Labor Party – Shake Up, Wake Up
Labor party has traditionally enjoyed a good record in making noise to raise municipal issues and the trend goes on with young and energetic Tbilisi mayoral candidate Mikheil Kumsishvili: the candidate, though, attracted criticism after shooting a blackface parody clip to slam race-driven media focus on the Nigerian-born mayoral candidate Arinze Richard Ogbunuju – the clip, unsurprisingly, ended up looking quite counterproductive.
Meanwhile, Shalva Natelashvili, the eccentric party leader, won’t let go of his identity as the single man trying to spare his country the worst: the epic campaign clip, with dramatic music playing in the background, features him reciting the verse by famous poet Murman Lebanidze, dedicated to emptied and abandoned Georgian villages and fears that others may come and take over. “Remember me, I would shake you and wake you up,” so it ends, making a perfect campaign line to match Natelashvili’s spirit.
Third Force – We Are the Ones
Having emerged from what was Strategy Agmashenebeli plus some smaller parties and alienated opposition politicians, the Third Force positions itself as – surprise – a third force. The party also managed to get the number 1 on the ballot paper, well matching the pioneering qualities of its leader Giorgi Vashadze.
The party picked Tamar Kekenadze, Chair of the Free Democrats party, as its mayoral candidate in Tbilisi, which the Thirdforcers promise to turn into a highly developed, European-style “safe and comfortable city” with environment-friendly public transport and more green spaces. Across Georgia, the party promises to spare the country all the unnecessary -isms and confrontations.
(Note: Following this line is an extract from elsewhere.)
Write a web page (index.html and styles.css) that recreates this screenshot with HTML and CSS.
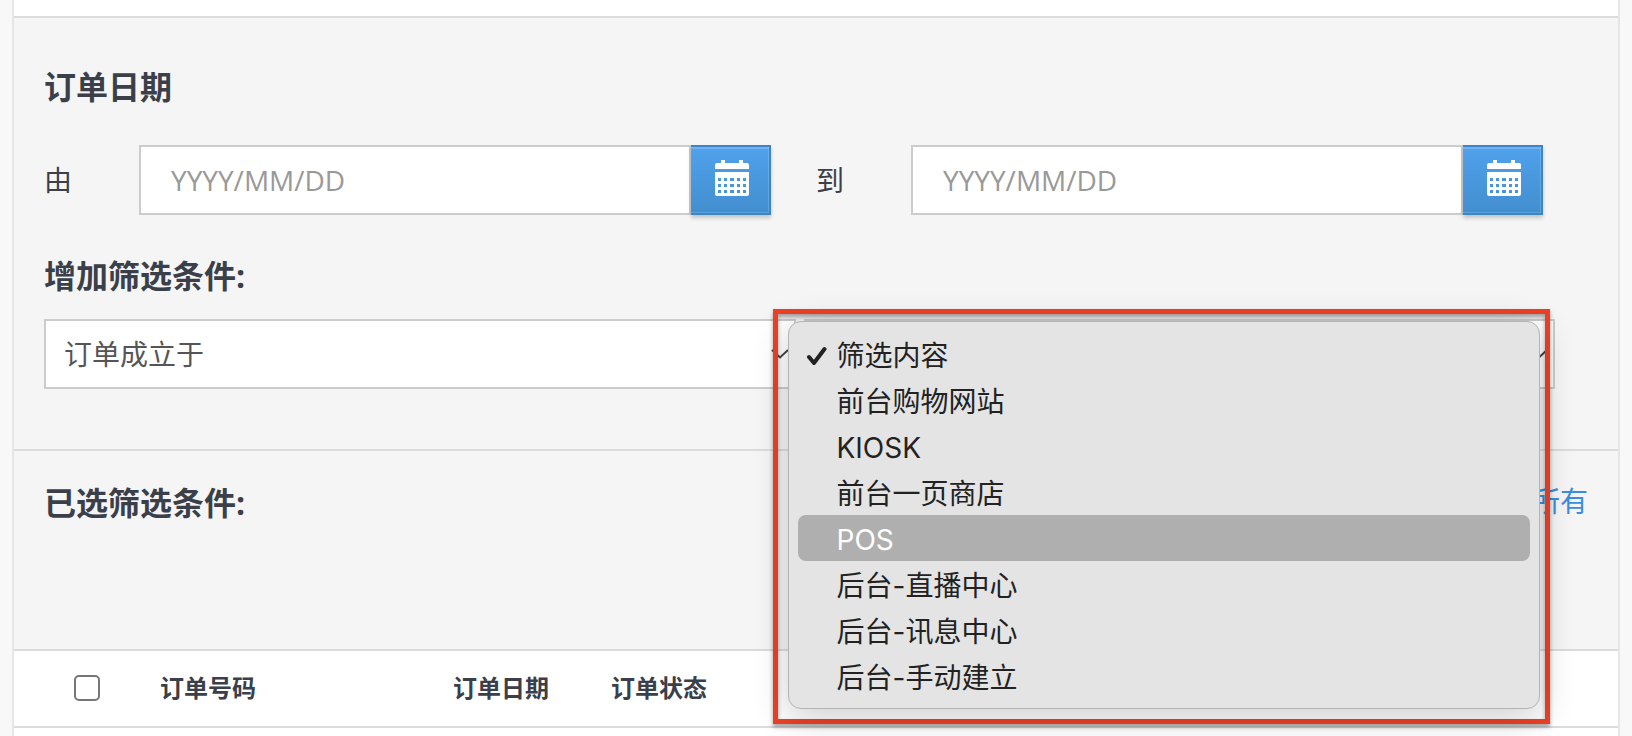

Video: the campaign clip of Third Force, calling to end the rule of two leaders and saying it’s time to show them the power of the people.
Alliance of Patriots – In the Shadows
The large-scale and expensive campaign the nativist Alliance of Patriots had last year is nowhere to be seen: those with money have claimed the parliamentary mandates last year to quit the party and establish European Socialists. While religion and conservative values are the big topics in the campaign phase, the party does not look quite motivated: even the campaign line “we win – you win, you win – Georgia wins” is the same.
The current passivity strikes a contrast to previous elections when the AoP’s campaign sparked multiple controversies, including due to billboards, finances, and alleged Kremlin links.
Honorable Mention: People’s Party
People’s party is one of the lesser-known parties usually landing on the ballot paper but not making any real difference. The campaign clip, however, is something: all in all, we’re just another brick in the wall. It is thus up to us to decide what we build with that brick – a wall of love or a wall of hate.